The grievor was, clearly, subject to some form of discipline on this account. The instruction was given clearly, and was repeated. On the grievor's persistent refusal, it was quite appropriate that he be sent home for the balance of his shift. The substantial issue in this case is whether or not some further suspension was appropriate.

The grievor did not have any previous formal disciplinary record, although he had been given a verbal caution about following instructions sometime previously. He did not have much seniority. If it appeared that this was an instance of deliberate undermining of managerial authority, I would have no hesitation in upholding the discipline imposed by the Company. In my view, however, this was not such a case. Nothing in the material before me supports the conclusion that the grievor was motivated by such a purpose. Rather, he seems simply to have stuck obstinately to the rather simplistic view that he could only be required to perform tasks coming strict within the scope of his job, narrowly considered. In this, he was supported by incorrect advice from his union representative. That does not mean the grievor must not bear responsibility for his actions, but it is one of the circumstances to be considered in assessing the penalty.

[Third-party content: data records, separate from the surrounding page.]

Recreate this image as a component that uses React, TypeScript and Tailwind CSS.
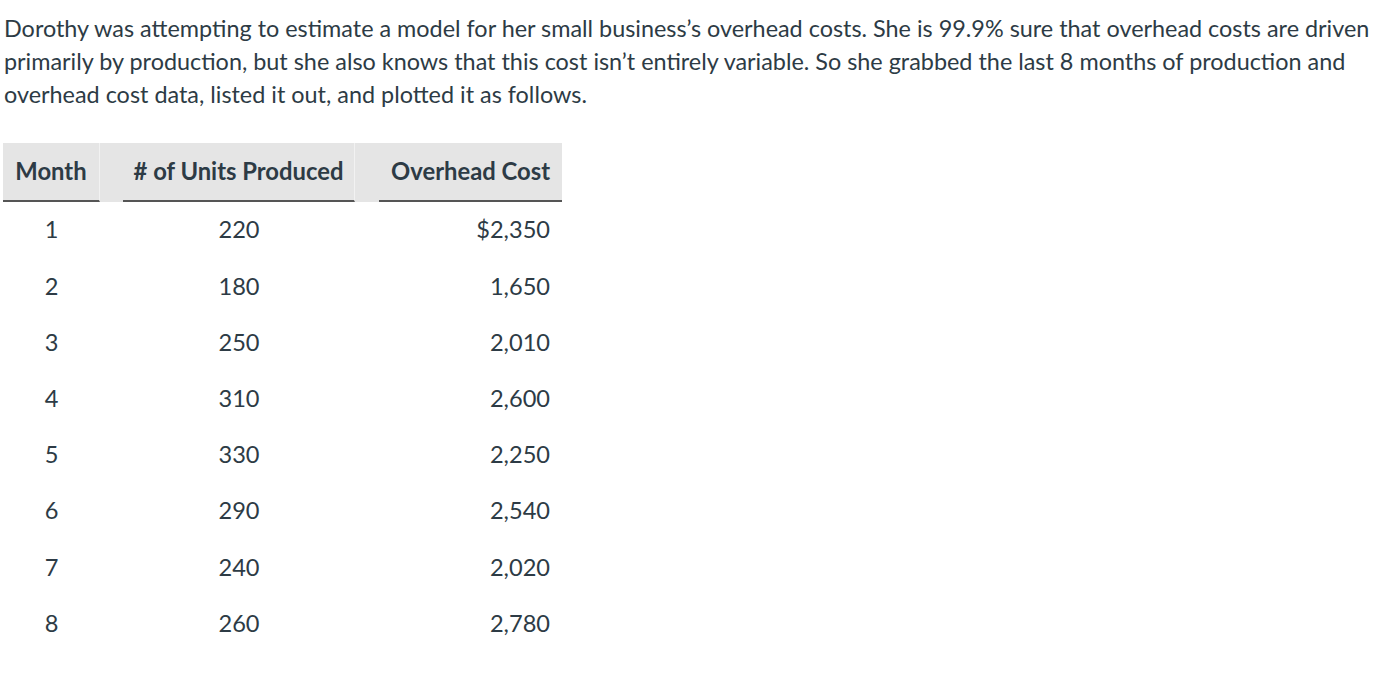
import React from "react";

const rows = [
  ["1", "220", "$2,350"],
  ["2", "180", "1,650"],
  ["3", "250", "2,010"],
  ["4", "310", "2,600"],
  ["5", "330", "2,250"],
  ["6", "290", "2,540"],
  ["7", "240", "2,020"],
  ["8", "260", "2,780"],
];

export default function App() {
  return (
    <div
      className="bg-white w-[1383px] h-[696px] text-[#2d3b45] pt-[12px] pl-[4px]"
      style={{ fontFamily: "Lato, 'Noto Sans', sans-serif" }}
    >
      <p className="text-[23.4px] leading-[33px] pr-[4px]">
        Dorothy was attempting to estimate a model for her small business’s overhead costs. She is 99.9% sure that
        overhead costs are driven primarily by production, but she also knows that this cost isn’t entirely variable.
        So she grabbed the last 8 months of production and overhead cost data, listed it out, and plotted it as
        follows.
      </p>
      <div className="mt-[32px] -ml-[1px] w-[559px] text-[23.6px]">
        <div className="flex h-[59px] font-bold text-[23.8px]">
          <div className="w-[97px] bg-[#e5e5e5] border-b-2 border-[#555] border-r border-r-[#f2f2f2] flex items-center justify-center">
            Month
          </div>
          <div className="w-[23px] bg-[#e5e5e5]" />
          <div className="w-[232px] bg-[#e5e5e5] border-b-2 border-[#555] border-r border-r-[#f2f2f2] flex items-center justify-center">
            # of Units Produced
          </div>
          <div className="w-[24px] bg-[#e5e5e5]" />
          <div className="w-[183px] bg-[#e5e5e5] border-b-2 border-[#555] flex items-center justify-end pr-[12px]">
            Overhead Cost
          </div>
        </div>
        {rows.map((r) => (
          <div key={r[0]} className="flex h-[56.2px] items-center">
            <div className="w-[97px] text-center">{r[0]}</div>
            <div className="w-[23px]" />
            <div className="w-[232px] text-center">{r[1]}</div>
            <div className="w-[24px]" />
            <div className="w-[183px] text-right pr-[12px]">{r[2]}</div>
          </div>
        ))}
      </div>
    </div>
  );
}
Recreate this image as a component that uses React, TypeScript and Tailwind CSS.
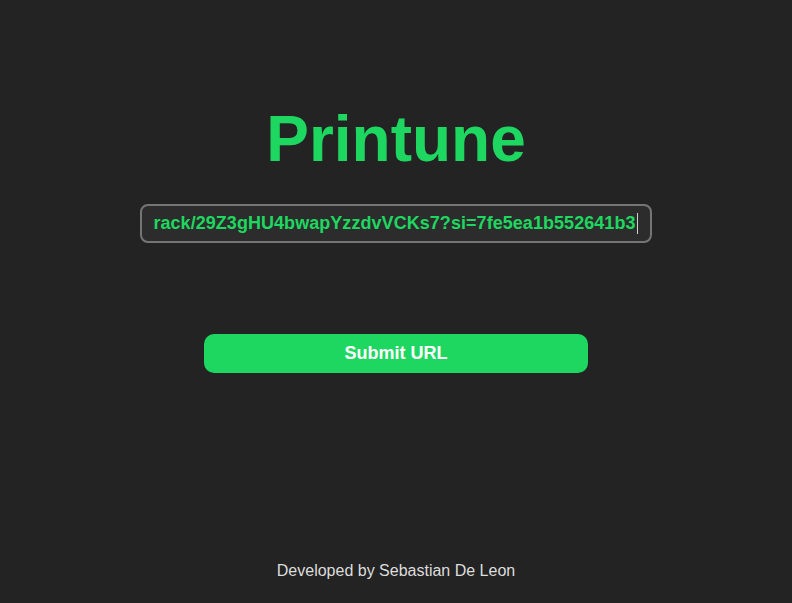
import React from 'react';

const url = 'https://open.spotify.com/track/29Z3gHU4bwapYzzdvVCKs7?si=7fe5ea1b552641b3';

export default function App() {
  return (
    <div
      className="h-screen w-full bg-[#232323] flex flex-col items-center"
      style={{ fontFamily: '"Liberation Sans", Arial, sans-serif' }}
    >
      <h1 className="mt-[107px] text-[64px] leading-none font-bold text-[#1ed760]">Printune</h1>

      {/* url field, scrolled to the end with the caret showing */}
      <div className="mt-[33px] w-[512px] h-[39px] rounded-lg border-2 border-[#757575] bg-[#2c2c2c] pl-[11px] pr-3 flex items-center justify-end overflow-hidden">
        <div className="flex items-center justify-end overflow-hidden whitespace-nowrap">
          <span className="text-[18px] font-bold text-[#1ed760] tracking-[0.05px]">{url}</span>
          <span className="ml-[1px] w-[1.5px] h-[21px] bg-[#cfcfcf] shrink-0" />
        </div>
      </div>

      <button className="mt-[91px] w-[384px] h-[39px] rounded-[10px] bg-[#1ed760] text-white text-[18px] font-bold">
        Submit URL
      </button>

      <footer className="mt-auto mb-[20px] text-[16px] text-[#dddddd]">
        Developed by Sebastian De Leon
      </footer>
    </div>
  );
}
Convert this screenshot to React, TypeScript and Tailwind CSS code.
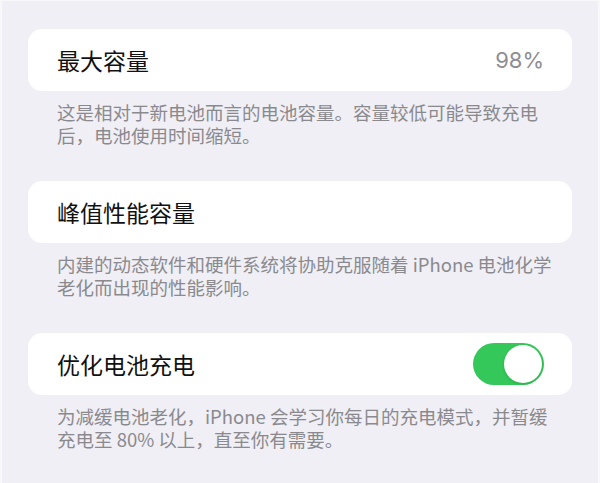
import React from "react";

const cjk = "font-['Noto_Sans_CJK_SC','Noto_Sans',sans-serif]";

function Card({ children }: { children: React.ReactNode }) {
  return (
    <div className="flex h-[62px] items-center justify-between rounded-[14px] bg-white pl-[29px] pr-[28px]">
      {children}
    </div>
  );
}

function Note({ children }: { children: React.ReactNode }) {
  return (
    <p className="mt-[10px] pl-[29px] text-[18.5px] leading-[23px] text-[#8a8a8e]">
      {children}
    </p>
  );
}

function Toggle() {
  return (
    <div className="flex h-[42px] w-[71px] items-center justify-end rounded-full bg-[#34c759] px-[2px]">
      <div className="h-[38px] w-[38px] rounded-full bg-white shadow-[0_1px_3px_rgba(0,0,0,0.15)]" />
    </div>
  );
}

export default function App() {
  return (
    <main
      className={`h-[483px] w-[600px] overflow-hidden border-x-2 border-t border-[#f8f8fb] bg-[#f0eff5] px-[26px] pt-[28px] ${cjk}`}
    >
      <section>
        <Card>
          <span className="text-[23px] text-[#111]">最大容量</span>
          <span className="font-['Inter',sans-serif] text-[22px] text-[#8e8e93]">
            98%
          </span>
        </Card>
        <Note>
          这是相对于新电池而言的电池容量。容量较低可能导致充电
          <br />
          后，电池使用时间缩短。
        </Note>
      </section>

      <section className="mt-[34px]">
        <Card>
          <span className="text-[23px] text-[#111]">峰值性能容量</span>
        </Card>
        <Note>
          内建的动态软件和硬件系统将协助克服随着 iPhone 电池化学
          <br />
          老化而出现的性能影响。
        </Note>
      </section>

      <section className="mt-[34px]">
        <Card>
          <span className="text-[23px] text-[#111]">优化电池充电</span>
          <Toggle />
        </Card>
        <Note>
          为减缓电池老化，iPhone 会学习你每日的充电模式，并暂缓
          <br />
          充电至 80% 以上，直至你有需要。
        </Note>
      </section>
    </main>
  );
}
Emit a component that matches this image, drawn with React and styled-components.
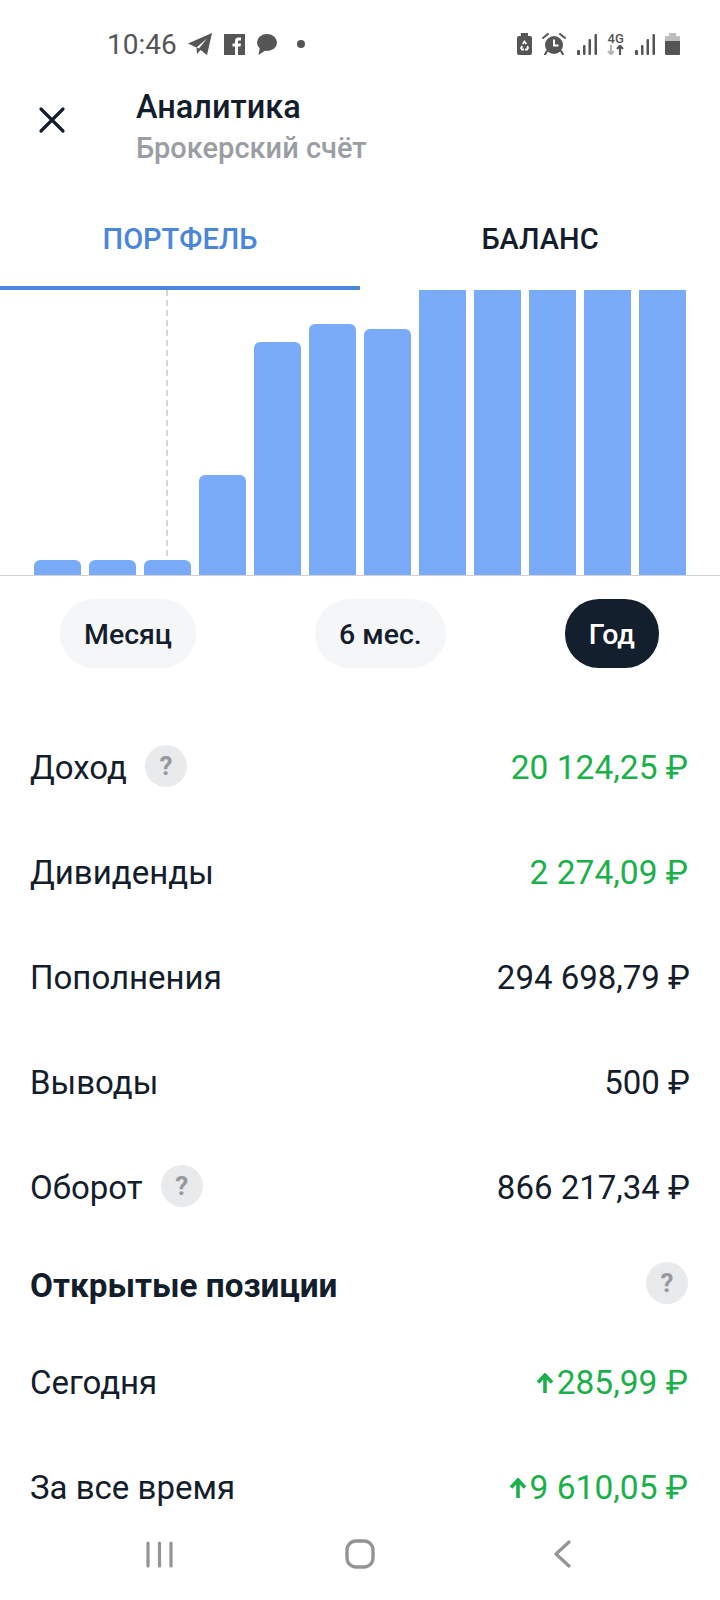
import React from 'react';
import styled, { createGlobalStyle } from 'styled-components';

const GlobalStyle = createGlobalStyle`
  html, body {
    margin: 0;
    padding: 0;
    background: #fff;
  }
  * {
    box-sizing: border-box;
  }
`;

const Screen = styled.div`
  width: 720px;
  height: 1600px;
  display: flex;
  flex-direction: column;
  overflow: hidden;
  background: #fff;
  color: #141d2b;
  font-family: Roboto, "Liberation Sans", sans-serif;
`;

const StatusBar = styled.div`
  height: 88px;
  flex: none;
  display: flex;
  align-items: center;
  justify-content: space-between;
  padding: 0 40px 0 107px;
  color: #555;
`;

const StatusGroup = styled.div`
  display: flex;
  align-items: center;
  gap: ${p => p.$gap || 12}px;
`;

const Clock = styled.span`
  font-size: 28px;
  width: 69px;
`;

const NetType = styled.div`
  width: 17px;
  display: flex;
  flex-direction: column;
  align-items: center;
  font-size: 13px;
  font-weight: 500;
  line-height: 12px;
`;

const Header = styled.div`
  height: 100px;
  flex: none;
  display: flex;
  padding-left: 36px;
`;

const CloseBox = styled.div`
  width: 100px;
  padding-top: 16px;
  flex: none;
`;

const TitleBlock = styled.div`
  display: flex;
  flex-direction: column;
`;

const Title = styled.div`
  font-size: 32.5px;
  font-weight: 500;
  line-height: 38px;
`;

const Subtitle = styled.div`
  font-size: 29px;
  font-weight: 500;
  line-height: 44px;
  color: #9a9ea3;
`;

const Tabs = styled.div`
  height: 102px;
  flex: none;
  display: flex;
`;

const Tab = styled.div`
  width: 360px;
  display: flex;
  align-items: center;
  justify-content: center;
  padding-top: 4px;
  font-size: 29px;
  font-weight: 500;
  color: ${p => (p.$active ? '#4a86dc' : '#141d2b')};
  border-bottom: 4px solid ${p => (p.$active ? '#4a86dc' : 'transparent')};
`;

const Chart = styled.div`
  position: relative;
  height: 286px;
  flex: none;
  display: flex;
  align-items: flex-end;
  gap: 8px;
  padding: 0 34px;
  border-bottom: 1px solid #cfd1d4;
`;

const Bar = styled.div`
  width: 47px;
  background: #7aabf9;
  border-radius: ${p => (p.$full ? 0 : '6px 6px 0 0')};
`;

const Marker = styled.div`
  position: absolute;
  left: 166px;
  top: 0;
  bottom: 15px;
  width: 2px;
  background: repeating-linear-gradient(to bottom, #d5d6d8 0 6px, transparent 6px 10px);
`;

const Periods = styled.div`
  flex: none;
  display: flex;
  justify-content: space-between;
  padding: 23px 61px 0 60px;
`;

const Period = styled.div`
  height: 69px;
  padding: 2px 24px 0;
  display: flex;
  align-items: center;
  border-radius: 34px;
  font-size: 28.5px;
  font-weight: 500;
  background: ${p => (p.$active ? '#141f2e' : '#f5f6f8')};
  color: ${p => (p.$active ? '#fff' : '#141d2b')};
`;

const List = styled.div`
  padding: 47px 30px 0 30px;
  display: flex;
  flex-direction: column;
  flex: 1;
  min-height: 0;
`;

const Row = styled.div`
  height: ${p => p.$h || 105}px;
  flex: none;
  display: flex;
  align-items: center;
  justify-content: space-between;
  font-size: 33px;
`;

const Label = styled.div`
  display: flex;
  align-items: center;
  gap: 18px;
`;

const Heading = styled.div`
  font-weight: 700;
  font-size: 33.3px;
`;

const Value = styled.div`
  display: flex;
  align-items: center;
  gap: 3px;
  font-size: ${p => (p.$green ? 33.5 : 33)}px;
  padding-right: ${p => (p.$green ? 2 : 0)}px;
  color: ${p => (p.$green ? '#1bb04a' : '#141d2b')};
`;

const Help = styled.div`
  width: 42px;
  height: 42px;
  margin: -4px ${p => (p.$end ? 2 : 0)}px 0 0;
  border-radius: 50%;
  display: flex;
  align-items: center;
  justify-content: center;
  background: #e9eaec;
  color: #95989d;
  font-size: 26px;
  font-weight: 700;
`;

const NavBar = styled.div`
  height: 70px;
  flex: none;
  display: grid;
  grid-template-columns: 201px 200px 204px;
  align-items: center;
  justify-items: center;
  padding: 0 0 22px 59px;
  background: #fff;
`;

const Telegram = () => (
  <svg width="24" height="22" viewBox="0 0 24 22">
    <path d="M24 0 L19 22 L12.5 17 L9 21 L8.5 14.5 L0 10.5 Z" fill="#555" />
    <path d="M8.5 14.5 L19 5.5 L11 15.5 Z" fill="#fff" />
  </svg>
);

const Facebook = () => (
  <svg width="21" height="21" viewBox="0 0 21 21">
    <rect width="21" height="21" fill="#555" />
    <path d="M11 21 V12.5 H8.5 V9.5 H11 V7 Q11 3.5 14.5 3.5 H17 V6.5 H15 Q14 6.5 14 7.5 V9.5 H17 L16.5 12.5 H14 V21 Z" fill="#fff" />
  </svg>
);

const Chat = () => (
  <svg width="20" height="21" viewBox="0 0 20 21">
    <ellipse cx="10" cy="8.5" rx="10" ry="8.5" fill="#555" />
    <path d="M3 13 L1.5 21 L9 16 Z" fill="#555" />
  </svg>
);

const Dot = () => (
  <svg width="8" height="8" viewBox="0 0 8 8" style={{ marginLeft: 8 }}>
    <circle cx="4" cy="4" r="4" fill="#555" />
  </svg>
);

const RecycleBattery = () => (
  <svg width="15" height="22" viewBox="0 0 15 22">
    <path d="M4 0 H11 V3 H13 Q15 3 15 5 V20 Q15 22 13 22 H2 Q0 22 0 20 V5 Q0 3 2 3 H4 Z" fill="#555" />
    <path d="M7.5 7 L10 10.5 L8.5 11.5 L7.5 10 L6.3 11.5 L5 10.5 Z M3 15 L4.5 12.5 L6 13.5 L5 15.5 H7 V17.5 H4.5 Z M8 15.5 H10 L9.5 13.5 L11 12.5 L12 15 L10.5 17.5 H8 Z" fill="#fff" />
  </svg>
);

const Alarm = () => (
  <svg width="24" height="22" viewBox="0 0 24 22">
    <path d="M1 5 L6 1 M23 5 L18 1" stroke="#555" strokeWidth="2" strokeLinecap="round" />
    <path d="M5 18 L3 21.5 M19 18 L21 21.5" stroke="#555" strokeWidth="2" strokeLinecap="round" />
    <circle cx="12" cy="12" r="9" fill="#555" />
    <path d="M12 6.5 V12.5 H16.5" stroke="#fff" strokeWidth="2" fill="none" />
  </svg>
);

const Signal = () => (
  <svg width="20" height="21" viewBox="0 0 20 21">
    <rect x="0" y="16" width="3" height="5" rx="1" fill="#555" />
    <rect x="6" y="11" width="2.5" height="10" rx="1" fill="#555" />
    <rect x="11.5" y="5" width="2.5" height="16" rx="1" fill="#555" />
    <rect x="17.5" y="0" width="2.5" height="21" rx="1" fill="#555" />
  </svg>
);

const NetArrows = () => (
  <svg width="17" height="10" viewBox="0 0 17 10">
    <path d="M4 0 V9 M1 6 L4 9.5 L7 6" stroke="#b5b5b5" strokeWidth="2" fill="none" />
    <path d="M13 10 V1 M10 4 L13 0.5 L16 4" stroke="#555" strokeWidth="2" fill="none" />
  </svg>
);

const Battery = () => (
  <svg width="15" height="22" viewBox="0 0 15 22">
    <path d="M4 0 H11 V3 H14 Q15 3 15 4 V8 H0 V4 Q0 3 1 3 H4 Z" fill="#bdbdbd" />
    <path d="M0 8 H15 V21 Q15 22 14 22 H1 Q0 22 0 21 Z" fill="#555" />
  </svg>
);

const CloseIcon = () => (
  <svg width="32" height="32" viewBox="0 0 32 32">
    <path d="M5 5 L27 27 M27 5 L5 27" stroke="#141d2b" strokeWidth="3.2" strokeLinecap="round" />
  </svg>
);

const UpArrow = () => (
  <svg width="18" height="20" viewBox="0 0 18 20">
    <path d="M9 20 V3 M2 9.5 L9 2 L16 9.5" stroke="#1bb04a" strokeWidth="3.6" fill="none" />
  </svg>
);

const RecentsIcon = () => (
  <svg width="27" height="27" viewBox="0 0 27 27">
    <path d="M2 2 V25 M13.5 2 V25 M25 2 V25" stroke="#949494" strokeWidth="3.2" strokeLinecap="round" />
  </svg>
);

const HomeIcon = () => (
  <svg width="30" height="30" viewBox="0 0 30 30">
    <rect x="2" y="2" width="26" height="26" rx="9" stroke="#949494" strokeWidth="3.4" fill="none" />
  </svg>
);

const BackIcon = () => (
  <svg width="18" height="28" viewBox="0 0 18 28">
    <path d="M16 2 L3 14 L16 26" stroke="#949494" strokeWidth="3.2" fill="none" strokeLinecap="round" strokeLinejoin="round" />
  </svg>
);

const bars = [15, 15, 15, 100, 233, 251, 246, 285, 285, 285, 285, 285];

const rows = [
  { label: 'Доход', help: true, value: '20 124,25 ₽', green: true },
  { label: 'Дивиденды', value: '2 274,09 ₽', green: true },
  { label: 'Пополнения', value: '294 698,79 ₽' },
  { label: 'Выводы', value: '500 ₽' },
  { label: 'Оборот', help: true, value: '866 217,34 ₽' },
];

const App = () => {
  return (
    <>
      <GlobalStyle />
      <Screen>
        <StatusBar>
          <StatusGroup>
            <Clock>10:46</Clock>
            <Telegram />
            <Facebook />
            <Chat />
            <Dot />
          </StatusGroup>
          <StatusGroup $gap={10.4}>
            <RecycleBattery />
            <Alarm />
            <Signal />
            <NetType>
              4G
              <NetArrows />
            </NetType>
            <Signal />
            <Battery />
          </StatusGroup>
        </StatusBar>

        <Header>
          <CloseBox>
            <CloseIcon />
          </CloseBox>
          <TitleBlock>
            <Title>Аналитика</Title>
            <Subtitle>Брокерский счёт</Subtitle>
          </TitleBlock>
        </Header>

        <Tabs>
          <Tab $active>ПОРТФЕЛЬ</Tab>
          <Tab>БАЛАНС</Tab>
        </Tabs>

        <Chart>
          <Marker />
          {bars.map((h, i) => (
            <Bar key={i} $full={h === 285} style={{ height: h }} />
          ))}
        </Chart>

        <Periods>
          <Period>Месяц</Period>
          <Period>6 мес.</Period>
          <Period $active>Год</Period>
        </Periods>

        <List>
          {rows.map(row => (
            <Row key={row.label}>
              <Label>
                {row.label}
                {row.help && <Help>?</Help>}
              </Label>
              <Value $green={row.green}>{row.value}</Value>
            </Row>
          ))}
          <Row $h={90}>
            <Heading>Открытые позиции</Heading>
            <Help $end>?</Help>
          </Row>
          <Row>
            <Label>Сегодня</Label>
            <Value $green>
              <UpArrow />
              285,99 ₽
            </Value>
          </Row>
          <Row>
            <Label>За все время</Label>
            <Value $green>
              <UpArrow />
              9 610,05 ₽
            </Value>
          </Row>
        </List>

        <NavBar>
          <RecentsIcon />
          <HomeIcon />
          <BackIcon />
        </NavBar>
      </Screen>
    </>
  );
};

export default App;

In view of the fact that the grievor had been suspended for something over half a shift, in view of his recognition, at the conclusion of the investigation, of his duty to follow instructions and in view of the fact that no formal discipline had previously been imposed, it is my view that the further suspension of the grievor for two days was not justified. Having regard to all of the circumstances, it is my award that the two-day suspension imposed on the grievor be set aside, and that a written warning be substituted therefor. The grievor is entitled to compensation for two days' loss of earnings. He is not entitled to compensation in respect of the 4 1/2 hours for which he was properly sent home.